The study, which was presented at a seminar hosted 19 April at the IDB in Washington, D.C., explores the potential impact of technology in global labor markets and identifies concrete actions countries can take to prepare for the changing nature of jobs and leverage the benefits of emerging technologies.

The Future of Work: Regional Perspectives analyzes the challenges and opportunities presented by artificial intelligence, machine learning, and robotics in what is known as the Fourth Industrial Revolution. Potential challenges include increased inequality and the elimination of jobs, as well as the high degree of uncertainty brought about by technological change and automation. The greatest opportunities come from gains in economic growth that can result from increased productivity, efficiency, and lower operating costs.

The study includes chapters focusing on how new technological developments already are affecting labor markets in each region.
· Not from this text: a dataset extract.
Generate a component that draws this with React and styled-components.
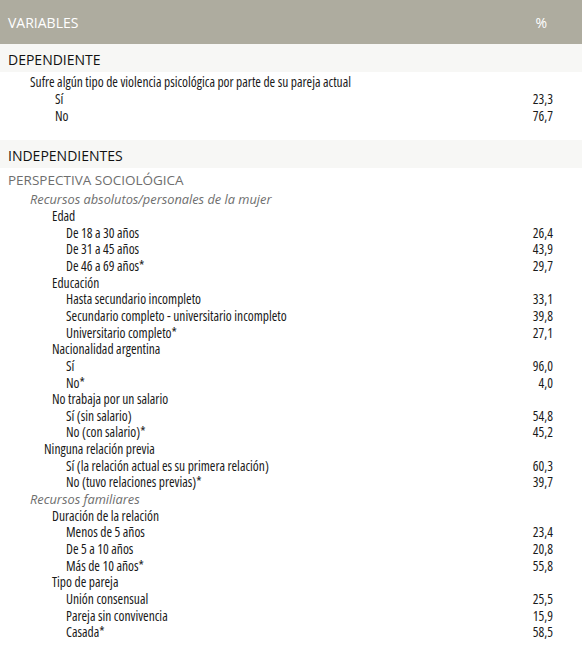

In the case of Asia and the Pacific, ADB research shows that even in the face of advances in areas such as robotics and artificial intelligence, there are compelling reasons to be optimistic about the region’s job prospects. New technologies often automate only some tasks of a job, not the whole. Moreover, job automation goes ahead only where it is both technically and economically feasible. Perhaps most importantly, rising demand—itself the result of the productivity benefits that new technologies bring—offsets job displacement driven by automation and contributes to the creation of new professions.

“ADB’s research shows that countries in Asia will fare well as new technology is introduced into the workplace, improving productivity, lowering production costs, and raising demand,” said Yasuyuki Sawada, ADB’s Chief Economist. “To ensure that everyone can benefit from new technologies, policymakers will need to pursue education reforms that promote lifelong learning, maintain labor market flexibility, strengthen social protection systems, and reduce income inequality.”

The publication was launched with a panel discussion featuring senior officials of the four regional development banks leading the study: Luis Alberto Moreno (IDB President), Charles O. Boamah (AfDB Senior Vice-President), Takehiko Nakao (ADB President), and Suma Chakrabarti (EBRD President). They were joined by Susan Lund (Lead of the McKinsey Global Institute) and Pagés, one of the co-authors.